Rooted in good-faith and probable cause defenses available to law enforcement in claims at common law, QI originally applied only to cases where police officers accused of violating constitutional rights were shielded from liability if their actions were based on split-second decisions where life and safety were in issue. But over time, the Supreme Court has expanded QI so that currently courts are to presume QI shields government officials for violations of constitutional rights unless the plaintiff(s) can show prior court precedent in a similar case “clearly established the right that was allegedly violated.” If the plaintiff(s) fail to meet this heavy burden, the case is dismissed summarily—no argument, no tribunal, end of litigation.

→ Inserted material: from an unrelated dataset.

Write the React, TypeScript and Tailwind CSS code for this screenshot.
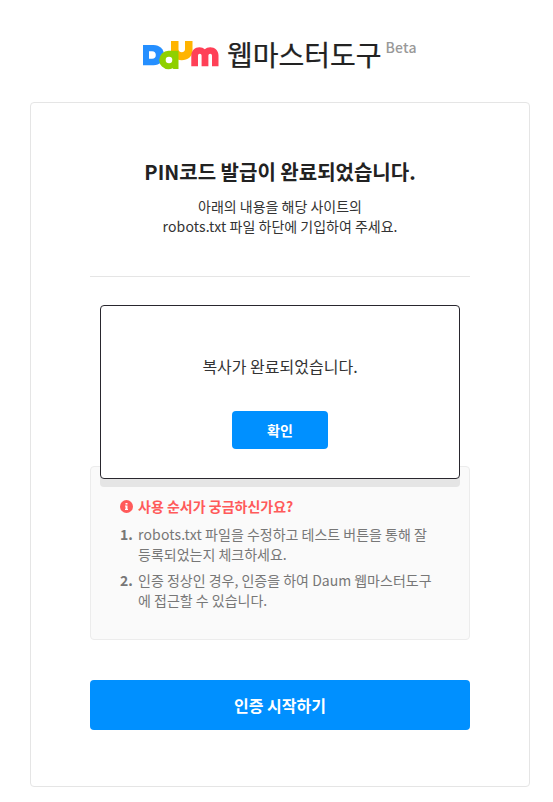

Judge Willett pointed out in his concurring opinion in Zadeh v. Robinson, 902 F.3d 483 (5th Cir. 2018) (Willett J., concurring), that lower courts are hamstrung because the Supreme Court’s expansive interpretation and application of QI has created a proverbial Catch-22: “Plaintiffs must produce precedent even as fewer courts are producing precedent. Important constitutional questions go unanswered precisely because those questions are yet unanswered. Courts then rely on that judicial silence to conclude there’s no equivalent case on the books. No precedent = no clearly established law = no liability. An Escherian Stairwell. Heads defendants win, tails plaintiffs lose.”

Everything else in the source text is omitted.